La Cassazione smentisce la tesi del complotto

- "Sono solo farneticazioni di una persona disperata che è a tutti gli effetti un latitante per essersi sottratto a una condanna definitiva che poggia su 'fatti storici' accertati e pacifici sui suoi contatti con la cosca Rosmini". Così fonti della Suprema Corte smentiscono la tesi del complotto-vendetta sostenuta da Matacena.

"In Cassazione, nei procedimenti che riguardavano Matacena, non c'è stato alcun collegio precostituito ed è singolare che si lamenti del fatto che i suoi legali avrebbero visto un magistrato nell'ufficio del Primo presidente. Chi mai dovrebbe esserci nell'ufficio del Primo presidente se non dei magistrati? E' una cosa perfettamente normale", proseguono le stesse fonti della Suprema Corte che ricordano anche come il collegio della condanna definitiva "non sapeva nemmeno chi fosse Matacena".

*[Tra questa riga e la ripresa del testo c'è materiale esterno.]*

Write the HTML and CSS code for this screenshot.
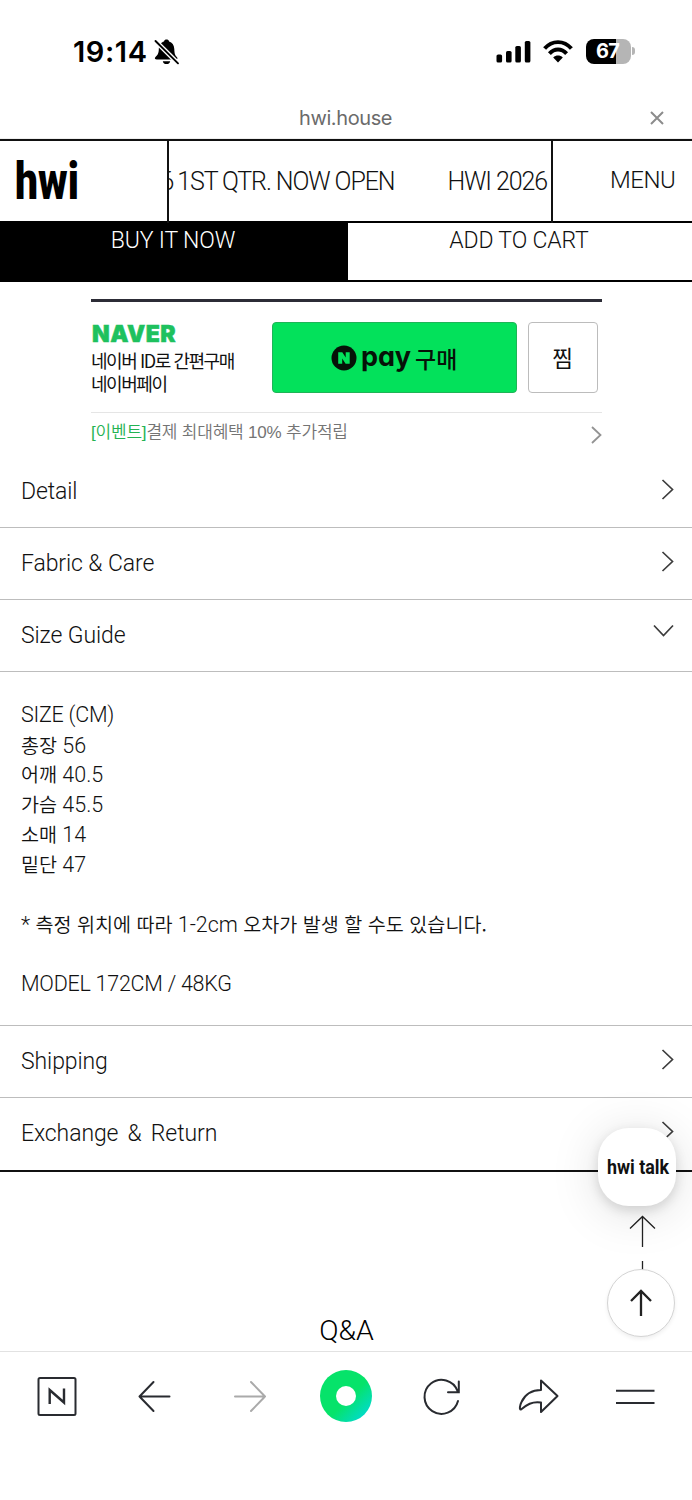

"Da quanto si è sottratto al provvedimento di esecuzione della pena - aggiungono - Matacena è un latitante. Sottrarsi alla condanna non è reato: tuttavia la condizione di latitanza diventa una aggravante se si commettono altri reati mentre si è 'uccel di bosco'. Ma gli Emirati Arabi sono un Paese molto severo e difficilmente chi si rifugia a Dubai, in genere persone con ingenti disponibilità, si lascia andare alla sciocchezza di commettere crimini".